Marginal changes may not satisfy the schools’ critics. But large-scale educational change, imposed from above, rarely works. Rather than fighting a large and growing number of parents who prize these schools, the state legislature could pursue a more participatory approach by following the lead of other states and offering some version of public financing in the form of educational savings accounts or tax credits. These programs allow parents to allocate public funds to education-service providers, including religious schools and tutors or other ancillary service providers. By alleviating the financial burden, the state might help parents find ways to have their children learn English and math while maintaining the religious school instruction they value.

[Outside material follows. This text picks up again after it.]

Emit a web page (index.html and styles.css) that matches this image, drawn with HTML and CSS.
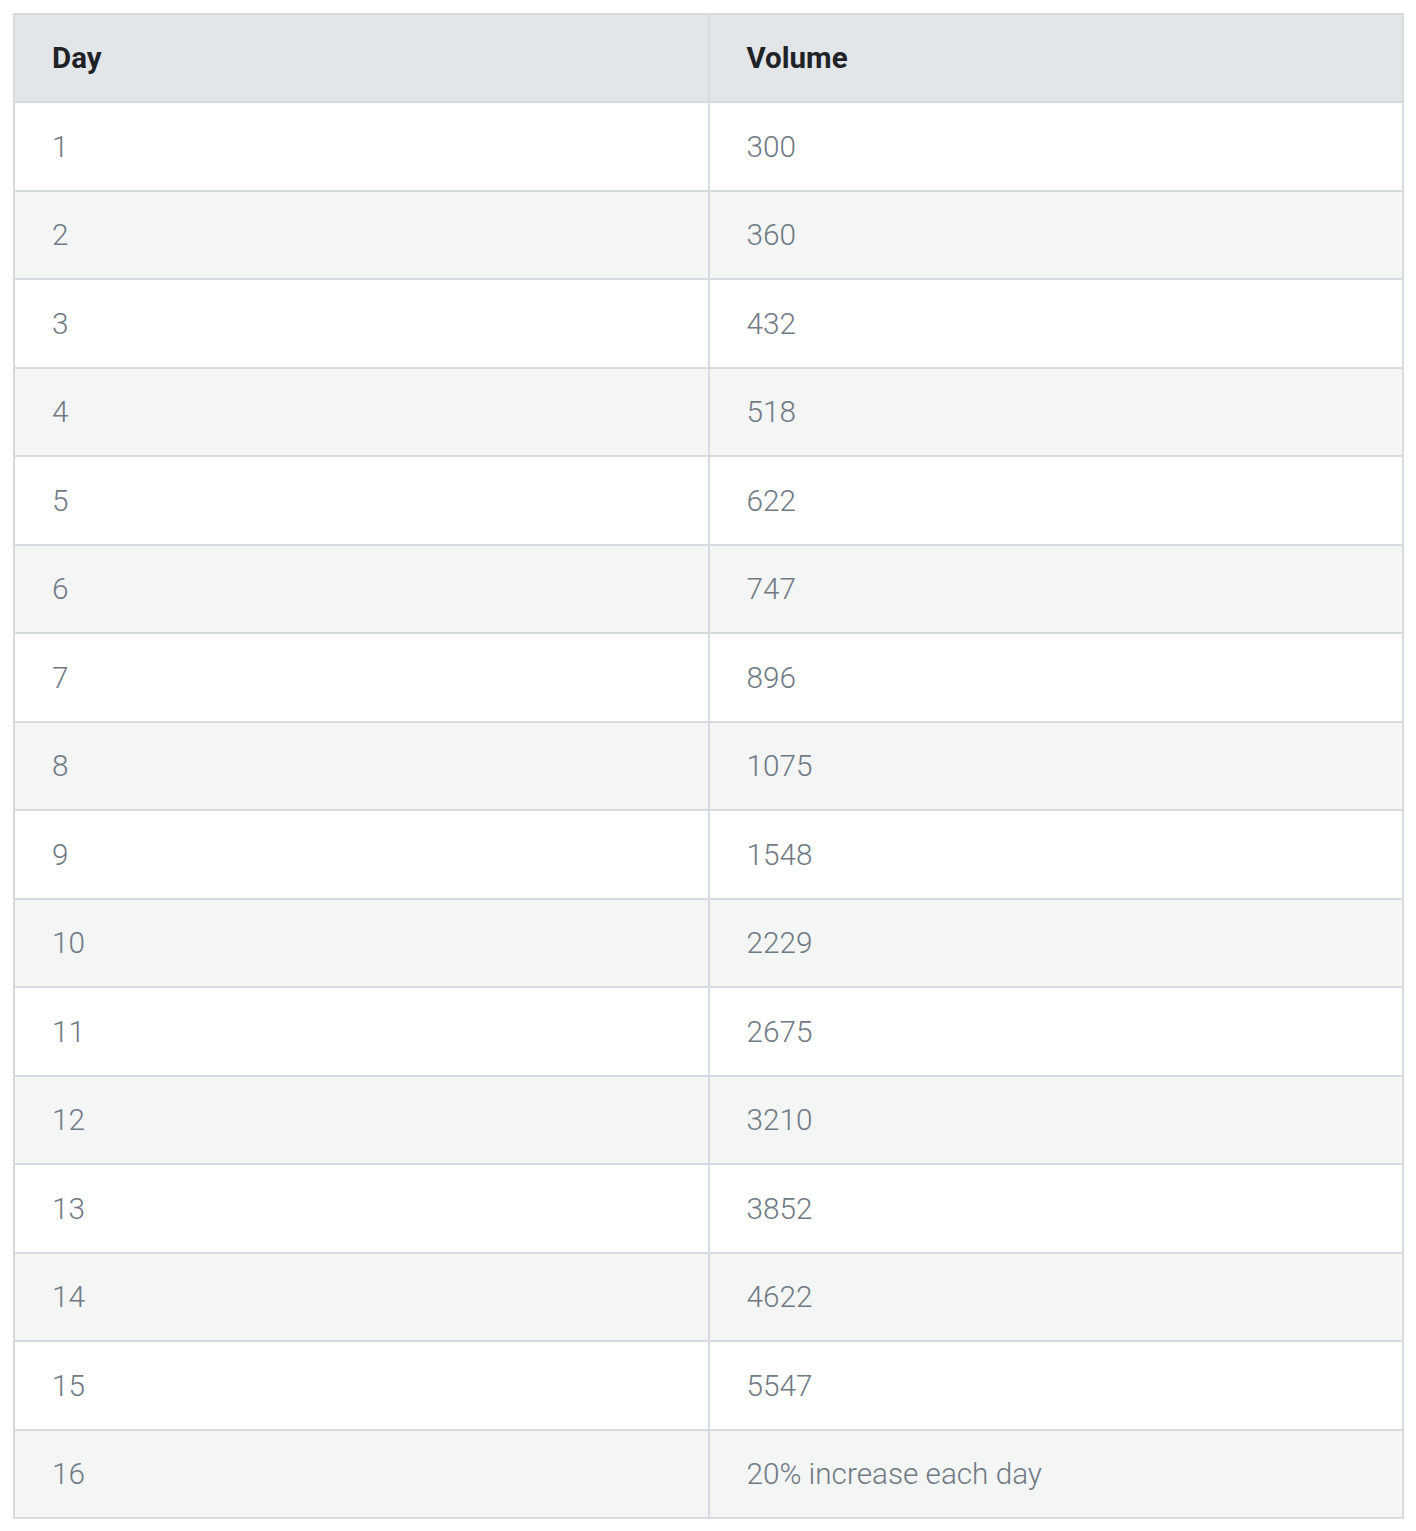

Meantime, these schools could form the basis for a constitutional test for the concept of substantial equivalency itself. If a school offers an elevated level of instruction in a centuries-old tradition and produces graduates with elevated critical-thinking skills involving the resolution of competing texts and analyses, but fails to check all the boxes of what passes for competency, should it be allowed? Hasidic schools could one day present the Supreme Court with an opportunity to enshrine religious liberty and pluralism more fully in educational policy.